Chinese transcription(s)
- • Simplified: 三锹乡
- • Traditional: 三鍬鄉
- • Pinyin: Sānqiāo Xiāng
- Sanqiao Township Location in Hunan
- Coordinates: 26°36′40″N 109°26′55″E﻿ / ﻿26.611153°N 109.448493°E
- Country: China
- Province: Hunan
- Prefecture: Huaihua
- Autonomous county: Jingzhou Miao and Dong Autonomous County

Area
- • Total: 174.23 km^{2} (67.27 sq mi)

Population (2017)
- • Total: 5,000
- • Density: 29/km^{2} (74/sq mi)
- Time zone: UTC+8 (China Standard)
- Postal code: 418402
- Area code: 0745

= Sanqiao, Jingzhou County =

Sanqiao Township (三锹乡) is a rural township in Jingzhou Miao and Dong Autonomous County, Hunan, China. As of the 2017 census it had a population of 5,000 and an area of 174.23 km2. The township shares a border with Jinping County and Liping County to the west, Quyang Town to the east, Aoshang Town to the southeast, Dabaozi Town to the north, and Outuan Township to the south. Among them, the Miao and Dong people account for 99% of the total population.

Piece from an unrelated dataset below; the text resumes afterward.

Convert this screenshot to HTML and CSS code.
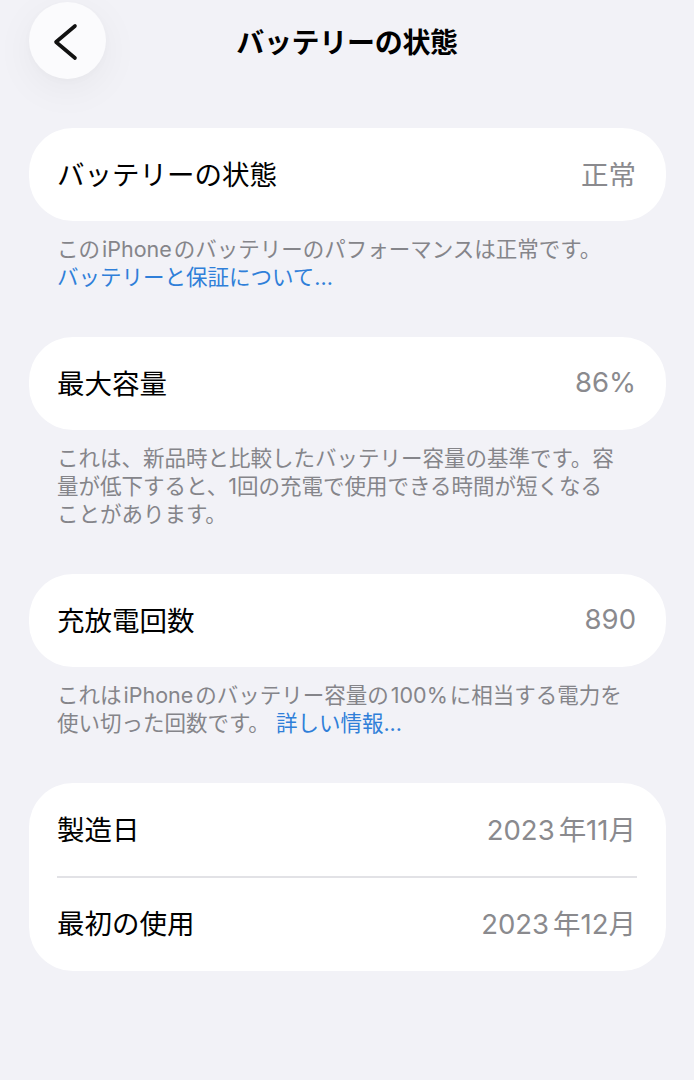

==Administrative division==
As of 2017, the township is divided into 8 villages: Fengxiang (枫香村), Caidi (菜地村), Dimiao (地妙村), Yuanzhen (元贞村), Fengchong (凤冲村), Xiaoliu (小榴村), Disun (地笋村), and Nanshan (南山村).

==Geography==
Mountains located adjacent to and visible from the townsite are: Mount Jiulong (九龙山; 1036 m), Mount Fengmu (枫木山; 998 m) and Mount Pengpojie (蓬坡界; 943 m).

The Guangping River (广坪河) passes through the town south to north.

==Economy==
The economy is supported primarily by farming and ranching. Gastrodia elata is a major cash crop.

==Culture==
The Miao folk songs and tea songs are the main music in this area.